I do not know if this particular 51-day limitation was intentional or no
I highly doubt it was intentional. Boeing's already had to issue an AD for similar behavior on the 787:https://www.engadget.com/2015-05-01-boeing-787-dreamliner-so...
If they knew about it there'd be no need for an AD. Boeing tried to become the aviation equivalent of a fabless chip designer with the 787 and it didn't go well at all. Turns out they had little-to-no experience managing external development and manufacturing teams. I don't know anything about the 51-day bug, but the 248-day bug caused critical failures that you really wouldn't want happening in flight.
These time limits could at least be pegged to real-life intervals to when the system is going to be shut down anyway. If the system continues to be operated past that point, skipped maintenance intervals could be underlined as the cause.

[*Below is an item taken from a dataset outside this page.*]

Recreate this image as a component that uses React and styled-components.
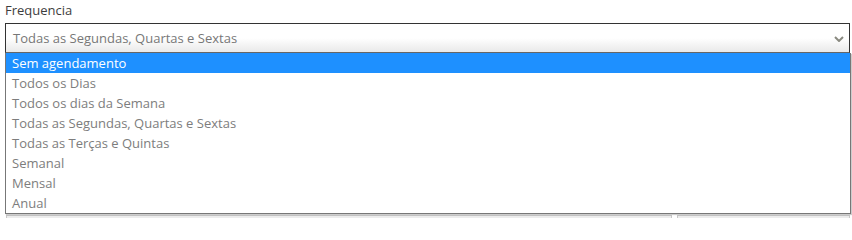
import React from "react";
import styled, { createGlobalStyle } from "styled-components";

const Global = createGlobalStyle`
  html, body { margin: 0; padding: 0; background: #fff; }
  body { font-family: "Open Sans", "Noto Sans", sans-serif; }
`;

const Page = styled.div`
  position: relative;
  width: 852px;
  height: 218px;
  overflow: hidden;
  padding: 0 2px 0 5px;
  box-sizing: border-box;
  display: flex;
  flex-direction: column;
  & > * { flex-shrink: 0; }
`;

const Label = styled.label`
  display: block;
  font-size: 13px;
  line-height: 20px;
  padding-top: 0px;
  color: #3d3d3d;
  height: 23px;
`;

const Field = styled.div`
  position: relative;
`;

const SelectBox = styled.div`
  box-sizing: border-box;
  height: 30px;
  border: 1px solid #333;
  border-bottom: 1px solid #666;
  background: linear-gradient(#ffffff 0%, #ffffff 50%, #e9e9e9 100%);
  display: flex;
  align-items: center;
  justify-content: space-between;
  padding: 0 5px 0 7px;
  font-size: 13px;
  color: #777;
`;

const Chevron = styled.svg`
  width: 10px;
  height: 6px;
  margin-top: 2px;
`;

const Menu = styled.ul`
  position: absolute;
  left: 0;
  top: 30px;
  width: 846px;
  box-sizing: border-box;
  margin: 0;
  padding: 0;
  list-style: none;
  background: #fff;
  border: 1px solid #777;
  border-top: none;
  box-shadow: 1px 1px 1px rgba(0,0,0,0.2);
  z-index: 2;
`;

const Option = styled.li`
  height: 20px;
  line-height: 20px;
  padding-left: 6px;
  font-size: 13px;
  color: ${(p) => (p.$active ? "#fff" : "#7d7d7d")};
  background: ${(p) => (p.$active ? "#1e90ff" : "transparent")};
`;

const Below = styled.div`
  display: flex;
  gap: 5px;
  margin-top: 162px;
  padding-left: 1px;
`;

const GhostInput = styled.div`
  flex: ${(p) => p.$flex};
  height: 10px;
  background: #ececec;
  border: 1px solid #c8c8c8;
`;

const options = [
  "Sem agendamento",
  "Todos os Dias",
  "Todos os dias da Semana",
  "Todas as Segundas, Quartas e Sextas",
  "Todas as Terças e Quintas",
  "Semanal",
  "Mensal",
  "Anual",
];

export default function App() {
  return (
    <>
      <Global />
      <Page>
        <Label>Frequencia</Label>
        <Field>
          <SelectBox>
            <span>Todas as Segundas, Quartas e Sextas</span>
            <Chevron viewBox="0 0 10 6">
              <path d="M1 1 L5 5 L9 1" fill="none" stroke="#8a8a80" strokeWidth="2" />
            </Chevron>
          </SelectBox>
          <Menu>
            {options.map((o, i) => (
              <Option key={o} $active={i === 0}>{o}</Option>
            ))}
          </Menu>
        </Field>
        <Below>
          <GhostInput $flex="0 0 664px" />
          <GhostInput $flex="1" />
        </Below>
      </Page>
    </>
  );
}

Not by testing, but by using formal methods.
Isn't it surprising that modulo arithmetic, as already employed successfully in TCP sequence numbers and the like, still seems to be incorrectly implemented today? What's more disappointing is seeing all the other incredible systemic complexity they've added, and yet the plane appears to have no mechanical backup instruments?
> and yet the plane appears to have no mechanical backup instruments[?]
This is unlikely in a modern aircraft because mechanical instruments to back up e.g., the artificial horizon / attitude indicator or directional gyro (DG) / heading indicator are:
1) Mechanically complex - the attitude indicator and DG make use of gyroscopes which rotate at up to 24,000 RPM along with other mechanisms. They are typically powered by vacuum or electric motors which consume relatively more power (or require vacuum lines and a vacuum pump)
2) Expensive to maintain - see (1) - they need to be serviced somewhat regularly
(3) Heavier than their solid-state counterparts
(4) Have [dramatically] different failure modes - instead of a display going dark, a DG will slowly drift as the gyroscope precesses, giving erroneous values. Same with the artificial horizon. This can lead to catastrophic results under instrument meteorologicalconditions (IMC) where the pilots rely solely on instruments to maintain essential things such as heading and level flight.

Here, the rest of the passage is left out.